### [What is asked]
Here are some records; quote them exactly, leaving out the pictures.

### [Input material]
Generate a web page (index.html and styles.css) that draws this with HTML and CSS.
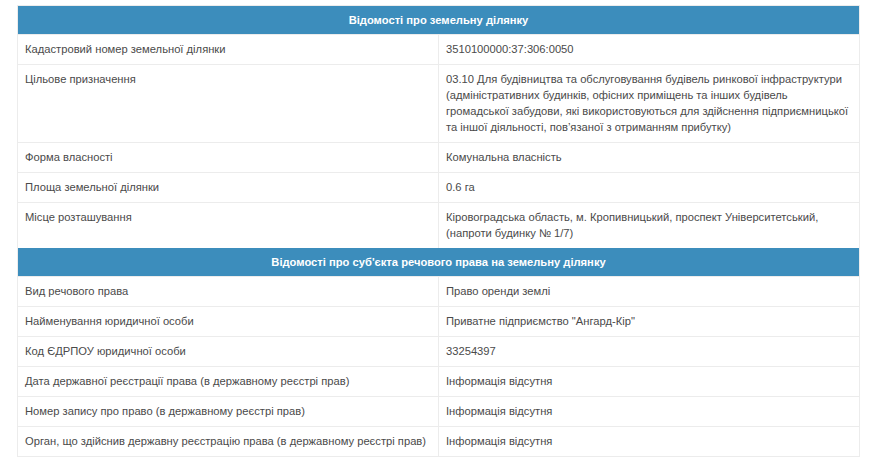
FILE: index.html
```html
<!DOCTYPE html>
<html lang="uk">
  <head>
    <meta charset="UTF-8" />
    <meta name="viewport" content="width=device-width, initial-scale=1.0" />
    <title>Відомості про земельну ділянку</title>
    <link rel="stylesheet" href="styles.css">
  </head>
  <body>
    <div class="wrap">
      <table class="info-table">
        <!-- Ділянка -->
        <tr class="section">
          <th colspan="2">Відомості про земельну ділянку</th>
        </tr>
        <tr>
          <td>Кадастровий номер земельної ділянки</td>
          <td>3510100000:37:306:0050</td>
        </tr>
        <tr>
          <td>Цільове призначення</td>
          <td>03.10 Для будівництва та обслуговування будівель ринкової інфраструктури (адміністративних будинків, офісних приміщень та інших будівель громадської забудови, які використовуються для здійснення підприємницької та іншої діяльності, пов’язаної з отриманням прибутку)</td>
        </tr>
        <tr>
          <td>Форма власності</td>
          <td>Комунальна власність</td>
        </tr>
        <tr>
          <td>Площа земельної ділянки</td>
          <td>0.6 га</td>
        </tr>
        <tr>
          <td>Місце розташування</td>
          <td>Кіровоградська область, м. Кропивницький, проспект Університетський, (напроти будинку № 1/7)</td>
        </tr>
        <!-- Суб'єкт права -->
        <tr class="section">
          <th colspan="2">Відомості про суб'єкта речового права на земельну ділянку</th>
        </tr>
        <tr>
          <td>Вид речового права</td>
          <td>Право оренди землі</td>
        </tr>
        <tr>
          <td>Найменування юридичної особи</td>
          <td>Приватне підприємство "Ангард-Кір"</td>
        </tr>
        <tr>
          <td>Код ЄДРПОУ юридичної особи</td>
          <td>33254397</td>
        </tr>
        <tr>
          <td>Дата державної реєстрації права (в державному реєстрі прав)</td>
          <td>Інформація відсутня</td>
        </tr>
        <tr>
          <td>Номер запису про право (в державному реєстрі прав)</td>
          <td>Інформація відсутня</td>
        </tr>
        <tr>
          <td>Орган, що здійснив державну реєстрацію права (в державному реєстрі прав)</td>
          <td>Інформація відсутня</td>
        </tr>
      </table>
    </div>
  </body>
</html>
```

FILE: styles.css
```css
body {
  font-family: "Liberation Sans", Arial, sans-serif;
  margin: 0;
  padding: 0;
  background: #fff;
  color: #4a4a4a;
}
.wrap {
  padding: 5px 15px 0 17px;
}
.info-table {
  width: 100%;
  border-collapse: collapse;
  font-size: 11.2px;
  line-height: 16px;
  border: 1px solid #ececec;
}
.info-table td {
  width: 50%;
  padding: 6px 10px 7px 7px;
  border-top: 1px solid #ececec;
  border-left: 1px solid #ececec;
  vertical-align: top;
}
.section th {
  background: #3c8dbc;
  color: #fff;
  font-weight: bold;
  text-align: center;
  padding: 6px 7px;
}
```
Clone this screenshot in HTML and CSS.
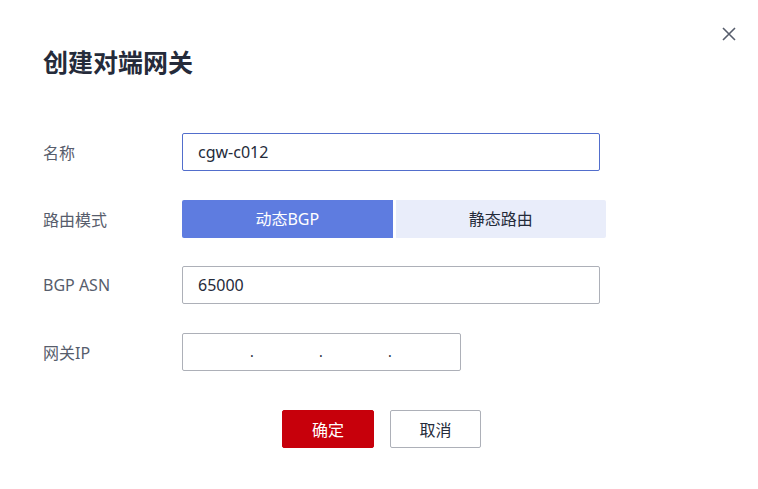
FILE: index.html
```html
<!DOCTYPE html>
<html>
<head>
    <title>创建对端网关</title>
    <link rel="stylesheet" href="styles.css">
</head>
<body>
    <div class="dialog">
        <button class="close" aria-label="关闭">
            <svg width="16" height="16" viewBox="0 0 16 16">
                <path d="M2 2 L14 14 M14 2 L2 14" stroke="#575d6c" stroke-width="1.6" fill="none"/>
            </svg>
        </button>

        <h1 class="title">创建对端网关</h1>

        <form class="form">
            <div class="row">
                <label class="label">名称</label>
                <div class="field">
                    <input class="input input-focus" type="text" value="cgw-c012">
                </div>
            </div>

            <div class="row row-tight">
                <label class="label">路由模式</label>
                <div class="field segment">
                    <span class="seg seg-active">动态BGP</span>
                    <span class="seg">静态路由</span>
                </div>
            </div>

            <div class="row">
                <label class="label">BGP ASN</label>
                <div class="field">
                    <input class="input" type="text" value="65000">
                </div>
            </div>

            <div class="row">
                <label class="label">网关IP</label>
                <div class="field">
                    <div class="ip-box">
                        <span class="ip-part"></span><span class="dot">.</span>
                        <span class="ip-part"></span><span class="dot">.</span>
                        <span class="ip-part"></span><span class="dot">.</span>
                        <span class="ip-part"></span>
                    </div>
                </div>
            </div>

            <div class="actions">
                <button type="button" class="btn btn-primary">确定</button>
                <button type="button" class="btn btn-default">取消</button>
            </div>
        </form>
    </div>
</body>
</html>
```

FILE: styles.css
```css
:root {
    --text: #252b3a;
    --label: #575d6c;
    --border: #adb0b8;
    --brand: #5e7ce0;
    --focus: #526ecc;
    --danger: #c7000b;
}

body {
    margin: 0;
    background: #fff;
    font-family: "Noto Sans", "Noto Sans CJK SC", sans-serif;
    color: var(--text);
}

.dialog {
    position: relative;
    width: 758px;
    height: 489px;
    padding: 44px 0 0 43px;
    box-sizing: border-box;
}

.close {
    position: absolute;
    top: 26px;
    right: 21px;
    border: none;
    background: none;
    padding: 0;
    width: 16px;
    height: 16px;
    cursor: pointer;
}

.close svg {
    display: block;
}

.title {
    margin: 0;
    font-size: 25px;
    line-height: 36px;
    font-weight: 700;
    color: var(--text);
}

.form {
    margin-top: 53px;
}

.row {
    display: flex;
    align-items: center;
    height: 38px;
    margin-bottom: 29px;
}

.row-tight {
    margin-bottom: 28px;
}

.label {
    width: 139px;
    font-size: 16px;
    color: var(--label);
}

.field {
    width: 418px;
}

.input {
    display: block;
    width: 100%;
    height: 38px;
    box-sizing: border-box;
    border: 1px solid var(--border);
    border-radius: 2px;
    padding: 0 15px;
    font-family: inherit;
    font-size: 16px;
    color: var(--text);
    outline: none;
}

.input-focus {
    border-color: var(--focus);
}

.segment {
    display: flex;
    gap: 3px;
    width: 424px;
}

.seg {
    flex: 1;
    height: 38px;
    line-height: 38px;
    text-align: center;
    font-size: 16px;
    background: #e9edfa;
    color: var(--text);
    border-radius: 0 2px 2px 0;
}

.seg-active {
    background: var(--brand);
    color: #fff;
    border-radius: 2px 0 0 2px;
}

.ip-box {
    display: flex;
    align-items: center;
    width: 279px;
    height: 38px;
    box-sizing: border-box;
    border: 1px solid var(--border);
    border-radius: 2px;
}

.ip-part {
    width: 67px;
}

.ip-part:first-child {
    width: 67px;
}

.ip-part:last-child {
    width: auto;
}

.dot {
    width: 2px;
    font-size: 14px;
    line-height: 1;
    color: var(--text);
}

.actions {
    display: flex;
    gap: 16px;
    margin-left: 239px;
    margin-top: 39px;
}

.btn {
    height: 38px;
    box-sizing: border-box;
    border-radius: 2px;
    font-family: inherit;
    font-size: 16px;
    cursor: pointer;
}

.btn-primary {
    width: 92px;
    background: var(--danger);
    border: 1px solid var(--danger);
    color: #fff;
}

.btn-default {
    width: 91px;
    background: #fff;
    border: 1px solid var(--border);
    color: var(--text);
}
```
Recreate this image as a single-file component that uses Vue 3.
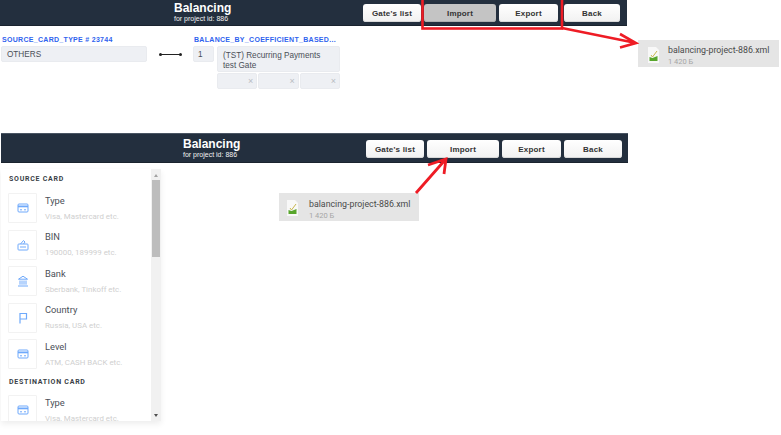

### [Result]
Generate a web page (index.html and styles.css) that draws this with HTML and CSS.
FILE: index.html
```html
<!DOCTYPE html>
<html lang="uk">
  <head>
    <meta charset="UTF-8" />
    <meta name="viewport" content="width=device-width, initial-scale=1.0" />
    <title>Відомості про земельну ділянку</title>
    <link rel="stylesheet" href="styles.css">
  </head>
  <body>
    <div class="wrap">
      <table class="info-table">
        <!-- Ділянка -->
        <tr class="section">
          <th colspan="2">Відомості про земельну ділянку</th>
        </tr>
        <tr>
          <td>Кадастровий номер земельної ділянки</td>
          <td>3510100000:37:306:0050</td>
        </tr>
        <tr>
          <td>Цільове призначення</td>
          <td>03.10 Для будівництва та обслуговування будівель ринкової інфраструктури (адміністративних будинків, офісних приміщень та інших будівель громадської забудови, які використовуються для здійснення підприємницької та іншої діяльності, пов’язаної з отриманням прибутку)</td>
        </tr>
        <tr>
          <td>Форма власності</td>
          <td>Комунальна власність</td>
        </tr>
        <tr>
          <td>Площа земельної ділянки</td>
          <td>0.6 га</td>
        </tr>
        <tr>
          <td>Місце розташування</td>
          <td>Кіровоградська область, м. Кропивницький, проспект Університетський, (напроти будинку № 1/7)</td>
        </tr>
        <!-- Суб'єкт права -->
        <tr class="section">
          <th colspan="2">Відомості про суб'єкта речового права на земельну ділянку</th>
        </tr>
        <tr>
          <td>Вид речового права</td>
          <td>Право оренди землі</td>
        </tr>
        <tr>
          <td>Найменування юридичної особи</td>
          <td>Приватне підприємство "Ангард-Кір"</td>
        </tr>
        <tr>
          <td>Код ЄДРПОУ юридичної особи</td>
          <td>33254397</td>
        </tr>
        <tr>
          <td>Дата державної реєстрації права (в державному реєстрі прав)</td>
          <td>Інформація відсутня</td>
        </tr>
        <tr>
          <td>Номер запису про право (в державному реєстрі прав)</td>
          <td>Інформація відсутня</td>
        </tr>
        <tr>
          <td>Орган, що здійснив державну реєстрацію права (в державному реєстрі прав)</td>
          <td>Інформація відсутня</td>
        </tr>
      </table>
    </div>
  </body>
</html>
```

FILE: styles.css
```css
body {
  font-family: "Liberation Sans", Arial, sans-serif;
  margin: 0;
  padding: 0;
  background: #fff;
  color: #4a4a4a;
}
.wrap {
  padding: 5px 15px 0 17px;
}
.info-table {
  width: 100%;
  border-collapse: collapse;
  font-size: 11.2px;
  line-height: 16px;
  border: 1px solid #ececec;
}
.info-table td {
  width: 50%;
  padding: 6px 10px 7px 7px;
  border-top: 1px solid #ececec;
  border-left: 1px solid #ececec;
  vertical-align: top;
}
.section th {
  background: #3c8dbc;
  color: #fff;
  font-weight: bold;
  text-align: center;
  padding: 6px 7px;
}
```
Clone this screenshot in HTML and CSS.
FILE: index.html
```html
<!DOCTYPE html>
<html>
<head>
    <title>创建对端网关</title>
    <link rel="stylesheet" href="styles.css">
</head>
<body>
    <div class="dialog">
        <button class="close" aria-label="关闭">
            <svg width="16" height="16" viewBox="0 0 16 16">
                <path d="M2 2 L14 14 M14 2 L2 14" stroke="#575d6c" stroke-width="1.6" fill="none"/>
            </svg>
        </button>

        <h1 class="title">创建对端网关</h1>

        <form class="form">
            <div class="row">
                <label class="label">名称</label>
                <div class="field">
                    <input class="input input-focus" type="text" value="cgw-c012">
                </div>
            </div>

            <div class="row row-tight">
                <label class="label">路由模式</label>
                <div class="field segment">
                    <span class="seg seg-active">动态BGP</span>
                    <span class="seg">静态路由</span>
                </div>
            </div>

            <div class="row">
                <label class="label">BGP ASN</label>
                <div class="field">
                    <input class="input" type="text" value="65000">
                </div>
            </div>

            <div class="row">
                <label class="label">网关IP</label>
                <div class="field">
                    <div class="ip-box">
                        <span class="ip-part"></span><span class="dot">.</span>
                        <span class="ip-part"></span><span class="dot">.</span>
                        <span class="ip-part"></span><span class="dot">.</span>
                        <span class="ip-part"></span>
                    </div>
                </div>
            </div>

            <div class="actions">
                <button type="button" class="btn btn-primary">确定</button>
                <button type="button" class="btn btn-default">取消</button>
            </div>
        </form>
    </div>
</body>
</html>
```

FILE: styles.css
```css
:root {
    --text: #252b3a;
    --label: #575d6c;
    --border: #adb0b8;
    --brand: #5e7ce0;
    --focus: #526ecc;
    --danger: #c7000b;
}

body {
    margin: 0;
    background: #fff;
    font-family: "Noto Sans", "Noto Sans CJK SC", sans-serif;
    color: var(--text);
}

.dialog {
    position: relative;
    width: 758px;
    height: 489px;
    padding: 44px 0 0 43px;
    box-sizing: border-box;
}

.close {
    position: absolute;
    top: 26px;
    right: 21px;
    border: none;
    background: none;
    padding: 0;
    width: 16px;
    height: 16px;
    cursor: pointer;
}

.close svg {
    display: block;
}

.title {
    margin: 0;
    font-size: 25px;
    line-height: 36px;
    font-weight: 700;
    color: var(--text);
}

.form {
    margin-top: 53px;
}

.row {
    display: flex;
    align-items: center;
    height: 38px;
    margin-bottom: 29px;
}

.row-tight {
    margin-bottom: 28px;
}

.label {
    width: 139px;
    font-size: 16px;
    color: var(--label);
}

.field {
    width: 418px;
}

.input {
    display: block;
    width: 100%;
    height: 38px;
    box-sizing: border-box;
    border: 1px solid var(--border);
    border-radius: 2px;
    padding: 0 15px;
    font-family: inherit;
    font-size: 16px;
    color: var(--text);
    outline: none;
}

.input-focus {
    border-color: var(--focus);
}

.segment {
    display: flex;
    gap: 3px;
    width: 424px;
}

.seg {
    flex: 1;
    height: 38px;
    line-height: 38px;
    text-align: center;
    font-size: 16px;
    background: #e9edfa;
    color: var(--text);
    border-radius: 0 2px 2px 0;
}

.seg-active {
    background: var(--brand);
    color: #fff;
    border-radius: 2px 0 0 2px;
}

.ip-box {
    display: flex;
    align-items: center;
    width: 279px;
    height: 38px;
    box-sizing: border-box;
    border: 1px solid var(--border);
    border-radius: 2px;
}

.ip-part {
    width: 67px;
}

.ip-part:first-child {
    width: 67px;
}

.ip-part:last-child {
    width: auto;
}

.dot {
    width: 2px;
    font-size: 14px;
    line-height: 1;
    color: var(--text);
}

.actions {
    display: flex;
    gap: 16px;
    margin-left: 239px;
    margin-top: 39px;
}

.btn {
    height: 38px;
    box-sizing: border-box;
    border-radius: 2px;
    font-family: inherit;
    font-size: 16px;
    cursor: pointer;
}

.btn-primary {
    width: 92px;
    background: var(--danger);
    border: 1px solid var(--danger);
    color: #fff;
}

.btn-default {
    width: 91px;
    background: #fff;
    border: 1px solid var(--border);
    color: var(--text);
}
```
Recreate this image as a single-file component that uses Vue 3.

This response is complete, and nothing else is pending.